Riganò torna alle origini: “Ho guadagnato bene, ma bisogna tornare a lavorare”

Riganò torna a fare il muratore

Dio perdona, Riga no. Questo era il coro che la Fiesole cantava per uno dei veri bomber di provincia. Uno che ti professione, prima di fare il calciatore, faceva il muratore.

 E oggi ci è tornato, al suo vecchio lavoro. Lo si può incontrare a un cantiere di Firenze vicino a Ponte Vecchio, ai 37 gradi.

 Dice: “Due cose so fare nella vita: i gol e il muratore. Così, dopo aver smesso di giocare, sono tornato a fare il mio mestiere: mi piace e ne vado orgoglioso.

Io sono questo: amo costruire e riparare le cose. Così, non avendo avuto chiamate per allenare sono tornato a fare il mio lavoro.”

 Oltre ai motivi sentimentali però, ci sono anche quelli economici: “Sì, ho guadagnato bene e ne sono felice. Nella mia intera carriera, però, ho incassato quanto molti giocatori di media fascia oggi guadagnano in due tre mesi. Così, poi, bisogna tornare a lavorare.”

 Una carriera da bomber

I soldi non sono stati quelli che si sarebbe meritato. Riganò ha fatto una carriera vera, giocando 519 partite tra tutte le categorie del calcio italiano e segnando, segnando tanto.

Nato a Lipari, isoletta delle Eolie, figlio di un pescatore e quinto di sette fratelli, si è creato da solo le sue opportunità. Prima di potersi vantare di essere un calciatore, faceva appunto il muratore durante il giorno e si allenava la sera.

 Dopo aver giocato con il Lipari, arrivò la chiamata del Messina e poi del Taranto in C1. Nel 2002 arrivò invece quella della Fiorentina: “Ero al Taranto. Mi chiamò Giovanni Galli, chiedendomi di andare alla Fiorentina, che era finita in C2 dopo il fallimento di Cecchi Gori,” racconta Riganò. “Alla prima telefonata riattaccai, pensavo fosse uno scherzo.”

Con la Viola va dalla C2 alla Serie A, segnando 62 gol in 101 partite. A 30 anni arriva in Serie A, da capitano, da idolo dei tifosi, ed esordisce contro la Roma di Totti, ma la sua partita dura solo 20′ a causa di un infortunio.

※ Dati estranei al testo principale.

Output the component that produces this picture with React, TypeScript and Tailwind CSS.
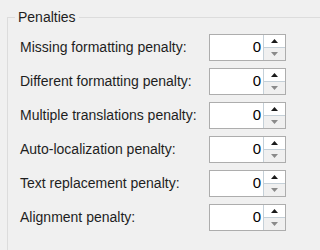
import React from 'react';

const rows = [
  'Missing formatting penalty:',
  'Different formatting penalty:',
  'Multiple translations penalty:',
  'Auto-localization penalty:',
  'Text replacement penalty:',
  'Alignment penalty:',
];

function Spinner({ value }: { value: number }) {
  return (
    <div className="flex h-[27px] w-[77px] border border-[#adadad] bg-white">
      <div className="flex flex-1 items-center justify-end pr-[2px] text-[15px] text-black">{value}</div>
      <div className="flex w-[22px] flex-col border-l border-[#c5d0d8]">
        <div className="flex flex-1 items-center justify-center bg-white">
          <svg width="7" height="4" viewBox="0 0 7 4"><path d="M0 4 L3.5 0 L7 4 Z" fill="#1a1a1a" /></svg>
        </div>
        <div className="flex flex-1 items-center justify-center border-t border-[#c5d0d8] bg-[#f0f0f0]">
          <svg width="7" height="4" viewBox="0 0 7 4"><path d="M0 0 L3.5 4 L7 0 Z" fill="#8a8a8a" /></svg>
        </div>
      </div>
    </div>
  );
}

export default function App() {
  return (
    <div className="h-[250px] w-[320px] overflow-hidden bg-[#f0f0f0] pl-[7px] pt-[8px] font-['Liberation_Sans',sans-serif] text-[#1e1e1e]">
      <fieldset className="h-[300px] w-[330px] border border-[#dcdcdc] pl-[12px] pt-[8px]">
        <legend className="-ml-[5px] px-[3px] text-[14px] leading-[18px]">Penalties</legend>
        <div className="flex flex-col gap-[7px]">
          {rows.map((r) => (
            <div key={r} className="flex h-[27px] items-center">
              <div className="w-[189px] whitespace-nowrap text-[14px]">{r}</div>
              <Spinner value={0} />
            </div>
          ))}
        </div>
      </fieldset>
    </div>
  );
}
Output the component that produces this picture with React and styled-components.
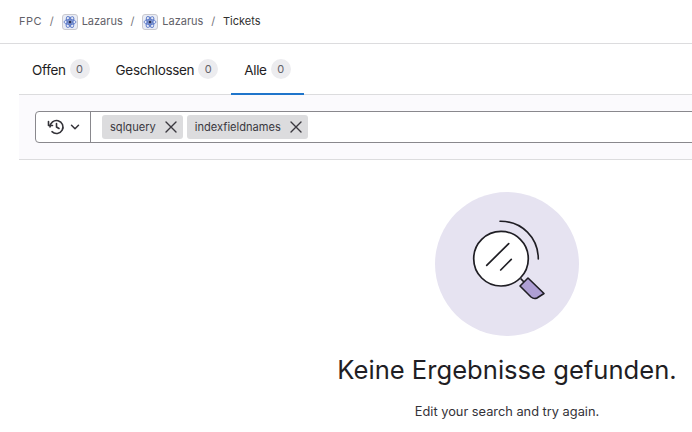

 Nel 2006 a Messina arriva addirittura terzo in classifica marcatori con 19 gol, dietro Totti e Lucarelli: “Ma la chiamata in Nazionale da Donadoni non è mai arrivata. Ancora non ho capito il perché.”

Poi tante maglie, tanti gol. Fino al 2015 è rimasto in campo, poi ha provato la carriera da allenatore, ma, come dice lui stesso: “Ho preso due patentini per allenare… Amo il calcio, ma si vede che non sono adatto per quello di oggi, fatto principalmente di sponsor, non accetto compromessi. Certo, se poi arrivasse la chiamata giusta sarei pronto a tornare in panchina.”

 Il suo segno però l’ha lasciato, soprattutto a Firenze. Vive nel quartiere di Campo di Marte, dove si trova il Franchi, tifa Fiorentina e commenta insieme a David Guetta le partite della Viola su Radio Bruno.

 E Firenze non dimentica. Sui muri si trova ancora la scritta: Dio perdona, Riga no.